DP and I get on great, we love each other, are moving in together shortly. I am very happy and I trust him. Currently we spend 3 nights a week together. However, i tend to be in on my own the other 4 nights as I have dc (whom, incidentally, he adores). I don't have many friends here myself, as I moved back home to be near my parents when i became lone parent.

My issue is that DP's best friend is female. I have met her, and find her agreeable enough, just a tad overbearing. She has a boyfriend. I know nothing will ever happen between them, but still, it hurts when I am spending Friday night alone with a sleeping dc and he is out for a meal with her (they tend to go out for food, rather than the pub as she's teetotal and he's not a big drinker either).

Once we live together, it will be easier for us to all hang out together, but until then, it gets on my nerves. The fact is, I wouldn't feel like this if he was out with another bloke. It irks me that he has to hang out once a week with another woman - albeit an attached one. Yet as I say, i trust him, I feel very secure in his love for me and happy in our relationship.

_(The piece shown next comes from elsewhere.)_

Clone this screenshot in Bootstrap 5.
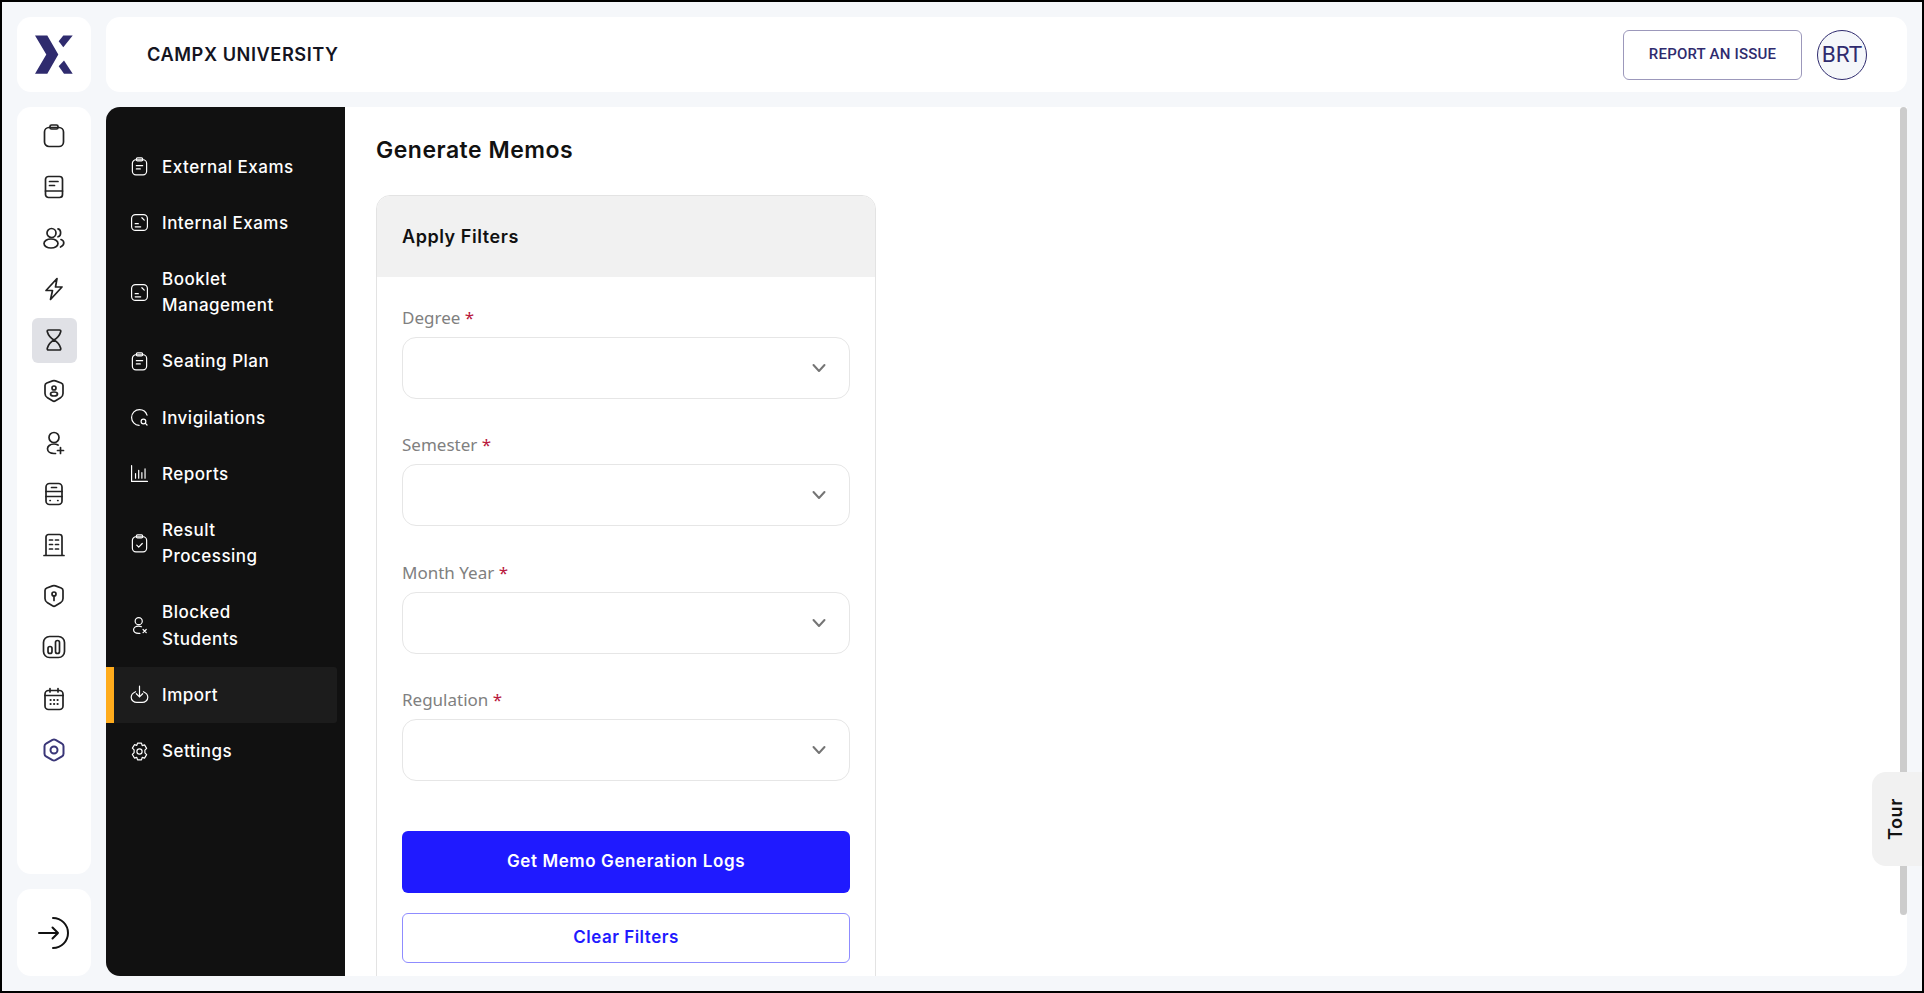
<!doctype html>
<html lang="en">
<head>
<meta charset="utf-8">
<title>Generate Memos</title>
<link href="https://cdn.jsdelivr.net/npm/bootstrap@5.3.0/dist/css/bootstrap.min.css" rel="stylesheet">
<style>
html,body{height:100%;margin:0;overflow:hidden}
body{font-family:"Inter","Liberation Sans",sans-serif;color:#121212}
.frame{height:993px;border:2px solid #000;background:#f5f7fa;padding:15px;gap:15px;position:relative;overflow:hidden}
.rail-col{width:74px;gap:15px;flex:none}
.panel{background:#fff;border-radius:14px}
.logo-box{height:75px;flex:none}
.main-col{gap:15px;min-width:0;min-height:0}
.top-head{height:75px;flex:none;padding:0 40px 0 41px}
.org{font-size:18.2px;font-weight:600;letter-spacing:.55px;color:#14141f}
.head-tools{gap:15px}
.report-btn{width:179px;height:50px;border:1px solid #9c98bb;border-radius:6px;font-family:Roboto,sans-serif;font-weight:500;font-size:15px;letter-spacing:.2px;color:#2f2b6e;background:#fff;padding:0}
.avatar{width:50px;height:50px;border:1px solid #2f2b6e;border-radius:50%;background:#f5f7fa;font-family:Roboto,sans-serif;font-size:22.500px;color:#2f2b6e}
.rail{padding-top:6px;gap:6.2px;min-height:0}
.rail-item{width:45px;height:45px;border-radius:6px}
.rail-item.on{background:#e0e1e6}
.rail-item svg{width:24px;height:24px;fill:none;stroke:#222;stroke-width:1.7;stroke-linecap:round;stroke-linejoin:round}
.rail-item.brand svg{stroke:#3a3678;stroke-width:2}
.exit-box{height:87px;flex:none}
.exit-box svg{width:36px;height:36px;fill:none;stroke:#111;stroke-width:2;stroke-linecap:round;stroke-linejoin:round}
.work{flex:1 1 0;min-height:0}
.side{width:239px;flex:none;background:#111;border-radius:14px 0 0 14px;padding:31.500px 8px 0 0}
.side-item{display:flex;align-items:center;padding:15px 0 15px 24px;color:#fff;font-size:17px;font-weight:500;line-height:26.2px;letter-spacing:.5px}
.side-item svg{width:19px;height:19px;flex:none;margin-right:13px;fill:none;stroke:#fff;stroke-width:1.5;stroke-linecap:round;stroke-linejoin:round}
.side-item.on{background:#1c1c1c;padding-left:16px;border-left:8px solid #ffac1c;border-radius:0 3px 3px 0}
.content{background:#fff;border-radius:0 0 14px 0;overflow:hidden;min-height:0}
.inner{height:934px;padding:27px 0 0 31px}
.page-title{font-size:23px;font-weight:600;color:#111;line-height:32px;margin:0 0 29px;letter-spacing:.5px}
.filter-card{width:500px;height:800px;border:1px solid #e3e3e3;border-radius:14px;overflow:hidden}
.filter-card .card-header{height:81px;flex:none;background:#f1f1f1;border:0;border-radius:0;padding:0 25px;display:flex;align-items:center;font-size:18px;font-weight:600;letter-spacing:.55px;color:#111}
.filter-card .card-body{padding:29px 25px 0}
.fld{margin-bottom:34.300px}
.fld label{display:block;font-family:"Noto Sans",sans-serif;font-size:17px;line-height:24px;color:#808080;margin-bottom:7px}
.fld label i{font-style:normal;color:#b8163c}
.fld .form-select{height:62px;border:1px solid #e6e6e6;border-radius:14px;box-shadow:none;--bs-form-select-bg-img:url("data:image/svg+xml,%3csvg xmlns='http://www.w3.org/2000/svg' viewBox='0 0 16 16'%3e%3cpath fill='none' stroke='%23757575' stroke-linecap='round' stroke-linejoin='round' stroke-width='2' d='m2.5 5 5.500 6 5.500-6'/%3e%3c/svg%3e");background-position:right 22px center;background-size:16px 16px}
.go-btn{height:62px;background:#1f1aff;border:0;border-radius:6px;color:#fff;font-size:17px;font-weight:600;letter-spacing:.6px;margin-top:16px}
.clear-btn{height:50px;background:#fff;border:1px solid #8f8cff;border-radius:6px;color:#1f1aff;font-size:17px;font-weight:600;letter-spacing:.5px;margin-top:20px}
.scroll-thumb{position:absolute;right:15px;top:105px;width:7px;height:808px;background:#ccc;border-radius:4px}
.tour-tab{position:absolute;right:0;top:770px;width:50px;height:94px;background:#f1f1f1;border-radius:14px 0 0 14px;font-weight:600;font-size:18px;letter-spacing:.6px;color:#111;padding-right:3px}
.tour-tab span{writing-mode:vertical-rl;transform:rotate(180deg)}
</style>
</head>
<body>
<div class="frame d-flex">
  <div class="rail-col d-flex flex-column">
    <div class="panel logo-box d-flex align-items-center justify-content-center">
      <svg width="40" height="42" viewBox="0 0 40 42" aria-label="CampX logo"><path fill="#2f2b6e" d="M1 1.500h12.300l11 19-11 19.300H1l11.300-19.300z"/><path fill="#2f2b6e" d="M29.300 1.500h9.400L29.300 13.200l-4.600-6z"/><path fill="#2f2b6e" d="M30 26.500l8.700 13.300H30l-5.300-7.600z"/></svg>
    </div>
    <div class="panel rail flex-grow-1 d-flex flex-column align-items-center">
      <div class="rail-item d-flex align-items-center justify-content-center"><svg viewBox="0 0 24 24"><rect x="2.500" y="3.500" width="19" height="19" rx="4.500"/><rect x="8" y="1" width="8" height="4" rx="1.500"/></svg></div>
      <div class="rail-item d-flex align-items-center justify-content-center"><svg viewBox="0 0 24 24"><rect x="3.500" y="1.500" width="17" height="21" rx="3"/><path d="M3.500 16h17M7.500 6.500h8.500M7.500 10.500h5"/></svg></div>
      <div class="rail-item d-flex align-items-center justify-content-center"><svg viewBox="0 0 24 24"><circle cx="9.500" cy="7" r="4.500"/><ellipse cx="9" cy="17.500" rx="7" ry="4.500"/><path d="M16 2.800c3.500.7 3.500 7 0 8M19 13.500c3.800 1.200 3.800 5.800-.5 7.500"/></svg></div>
      <div class="rail-item d-flex align-items-center justify-content-center"><svg viewBox="0 0 24 24"><path d="M15 1.500 4 13.500h6.500l-2 9L20 10h-6.500z"/></svg></div>
      <div class="rail-item on d-flex align-items-center justify-content-center"><svg viewBox="0 0 24 24"><path d="M6.500 2h11c1 0 1.500.8 1.200 1.800C17.800 7 15.500 10 12 12c3.500 2 5.800 5 6.700 8.200.3 1-.2 1.800-1.200 1.800h-11c-1 0-1.500-.8-1.200-1.800C6.200 17 8.500 14 12 12 8.500 10 6.200 7 5.300 3.800 5 2.800 5.500 2 6.500 2z"/></svg></div>
      <div class="rail-item d-flex align-items-center justify-content-center"><svg viewBox="0 0 24 24"><path d="M10.500 1.900 4.800 4C3.700 4.400 3 5.400 3 6.500v8c0 1.800 1 3.400 2.500 4.300l5 3c.9.600 2.100.600 3 0l5-3c1.500-.9 2.500-2.500 2.500-4.300v-8c0-1.100-.7-2.100-1.800-2.500l-5.700-2.100c-1-.3-2-.3-3 0z"/><circle cx="12" cy="9" r="2"/><ellipse cx="12" cy="15" rx="3.500" ry="2"/></svg></div>
      <div class="rail-item d-flex align-items-center justify-content-center"><svg viewBox="0 0 24 24"><circle cx="12" cy="6.500" r="5"/><path d="M16 14c-1.200-.6-2.600-1-4-1-4 0-6.500 2.300-6.500 4.800S8 22.500 12 22.500h1.500M15.500 19.500h6M18.500 16.500v6"/></svg></div>
      <div class="rail-item d-flex align-items-center justify-content-center"><svg viewBox="0 0 24 24"><rect x="4" y="1.500" width="16" height="21" rx="3.500"/><path d="M4 9.500h16M4 14.500h16M9.500 5.500h5M8 18.500h.3M15.700 18.500h.3"/></svg></div>
      <div class="rail-item d-flex align-items-center justify-content-center"><svg viewBox="0 0 24 24"><path d="M4 22.500V4a2.500 2.500 0 0 1 2.500-2.500h11A2.500 2.500 0 0 1 20 4v18.500M2 22.500h20M7.500 7h3M13.500 7h3M7.500 11.500h3M13.500 11.500h3M7.500 16h3M13.500 16h3"/></svg></div>
      <div class="rail-item d-flex align-items-center justify-content-center"><svg viewBox="0 0 24 24"><path d="M10.500 1.900 4.800 4C3.700 4.400 3 5.400 3 6.500v8c0 1.800 1 3.400 2.500 4.300l5 3c.9.600 2.100.600 3 0l5-3c1.500-.9 2.500-2.500 2.500-4.300v-8c0-1.100-.7-2.100-1.800-2.500l-5.700-2.100c-1-.3-2-.3-3 0z"/><circle cx="12" cy="10" r="2"/><path d="M12 12v4.500"/></svg></div>
      <div class="rail-item d-flex align-items-center justify-content-center"><svg viewBox="0 0 24 24"><rect x="1.500" y="1.500" width="21" height="21" rx="6"/><rect x="6" y="11.500" width="4" height="7" rx="2"/><rect x="13.500" y="5.500" width="4" height="13" rx="2"/></svg></div>
      <div class="rail-item d-flex align-items-center justify-content-center"><svg viewBox="0 0 24 24"><rect x="3" y="3.500" width="18" height="19" rx="3.500"/><path d="M3 8.500h18M8 1.500v3.500M16 1.500v3.500"/><path stroke-width="2" d="M8.500 13h.2M12 13h.2M15.500 13h.2M8.500 17h.2M12 17h.2M15.500 17h.2"/></svg></div>
      <div class="rail-item brand d-flex align-items-center justify-content-center"><svg viewBox="0 0 24 24"><path d="M10.500 1.900 4 5.600c-1 .5-1.500 1.500-1.500 2.600v7.600c0 1.100.5 2.100 1.500 2.600l6.500 3.700c1 .5 2 .5 3 0l6.500-3.700c1-.5 1.500-1.500 1.500-2.600V8.200c0-1.100-.5-2.100-1.500-2.600l-6.500-3.700c-1-.5-2-.5-3 0z"/><circle cx="12" cy="12" r="3.500"/></svg></div>
    </div>
    <div class="panel exit-box d-flex align-items-center justify-content-center">
      <svg viewBox="0 0 36 36"><path d="M3 18h19M16.500 12.500 22 18l-5.500 5.500M17 3a15 15 0 0 1 0 30"/></svg>
    </div>
  </div>
  <div class="main-col flex-grow-1 d-flex flex-column">
    <div class="panel top-head d-flex align-items-center justify-content-between">
      <div class="org">CAMPX UNIVERSITY</div>
      <div class="head-tools d-flex align-items-center">
        <button type="button" class="btn report-btn">REPORT AN ISSUE</button>
        <div class="avatar d-flex align-items-center justify-content-center">BRT</div>
      </div>
    </div>
    <div class="work d-flex">
      <nav class="side">
        <div class="side-item"><svg viewBox="0 0 24 24"><rect x="3" y="3.500" width="18" height="19" rx="4.500"/><rect x="8" y="1" width="8" height="4" rx="1.500"/><path d="M8 11h8M8 15h5"/></svg>External Exams</div>
        <div class="side-item"><svg viewBox="0 0 24 24"><rect x="2" y="2" width="20" height="20" rx="5"/><path d="M6.500 17.500h7M6.500 13.500h4M15 6l3 3"/></svg>Internal Exams</div>
        <div class="side-item"><svg viewBox="0 0 24 24"><rect x="2" y="2" width="20" height="20" rx="5"/><path d="M6.500 17.500h7M6.500 13.500h4M15 6l3 3"/></svg><span>Booklet<br>Management</span></div>
        <div class="side-item"><svg viewBox="0 0 24 24"><rect x="3" y="3.500" width="18" height="19" rx="4.500"/><rect x="8" y="1" width="8" height="4" rx="1.500"/><path d="M8 11h8M8 15h5"/></svg>Seating Plan</div>
        <div class="side-item"><svg viewBox="0 0 24 24"><path d="M21.500 9A10 10 0 0 0 12 2a10 10 0 0 0-10 10c0 5 4 9.500 9.500 10"/><circle cx="17" cy="17" r="3"/><path d="m19.500 19.500 2 2"/></svg>Invigilations</div>
        <div class="side-item"><svg viewBox="0 0 24 24"><path d="M2 2v20h20M7 18v-6M11 18V8M15 18v-7M19 18V6"/></svg>Reports</div>
        <div class="side-item"><svg viewBox="0 0 24 24"><rect x="3" y="3.500" width="18" height="19" rx="4.500"/><rect x="8" y="1" width="8" height="4" rx="1.500"/><path d="m8.500 14 2.500 2.500 4.500-4.500"/></svg><span>Result<br>Processing</span></div>
        <div class="side-item"><svg viewBox="0 0 24 24"><circle cx="11" cy="6.500" r="4.500"/><path d="M14.500 13.500c-1-.4-2.200-.7-3.500-.7-4 0-6.500 2.300-6.500 4.700S7 22 11 22h1.500M16.500 17l4 4M20.500 17l-4 4"/></svg><span>Blocked<br>Students</span></div>
        <div class="side-item on"><svg viewBox="0 0 24 24"><path d="M12 1.500V15M8 11l4 4 4-4M7 8.500C4 9.800 1.500 12.500 1.500 15.500c0 4 3.500 6.500 7 6.500h7c3.500 0 7-2.500 7-6.500 0-3-2.500-5.700-5.500-7"/></svg>Import</div>
        <div class="side-item"><svg viewBox="0 0 24 24"><path d="M9.500 1.500h5l.9 3 3-.8 2.600 4.300-2.200 2.300v3.400l2.200 2.300-2.600 4.300-3-.8-.9 3h-5l-.9-3-3 .8L3 15.700l2.200-2.300V10L3 7.700l2.600-4.300 3 .8z"/><circle cx="12" cy="12" r="3.300"/></svg>Settings</div>
      </nav>
      <main class="content flex-grow-1">
        <div class="inner">
          <h1 class="page-title">Generate Memos</h1>
          <div class="card filter-card">
            <div class="card-header">Apply Filters</div>
            <div class="card-body">
              <div class="fld"><label>Degree <i>*</i></label><select class="form-select"></select></div>
              <div class="fld"><label>Semester <i>*</i></label><select class="form-select"></select></div>
              <div class="fld"><label>Month Year <i>*</i></label><select class="form-select"></select></div>
              <div class="fld"><label>Regulation <i>*</i></label><select class="form-select"></select></div>
              <button type="button" class="btn go-btn w-100">Get Memo Generation Logs</button>
              <button type="button" class="btn clear-btn w-100">Clear Filters</button>
            </div>
          </div>
        </div>
      </main>
    </div>
  </div>
  <div class="scroll-thumb"></div>
  <div class="tour-tab d-flex align-items-center justify-content-center"><span>Tour</span></div>
</div>
<script src="https://cdn.jsdelivr.net/npm/bootstrap@5.3.0/dist/js/bootstrap.bundle.min.js"></script>
</body>
</html>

I am hoping to make more friends myself once we live together as he lives in a bigger city where there's more to do, but i wonder - would he like it if i was hanging round with another bloke? I do have male friends, but truth be told there's always been some sexual shenanigans at some point. Perhaps he's just more mature than me. ANyway. Given his reassurance and all-round greatness, adn the fact she's got a boyfriend anyway, i'm BU, aren't I?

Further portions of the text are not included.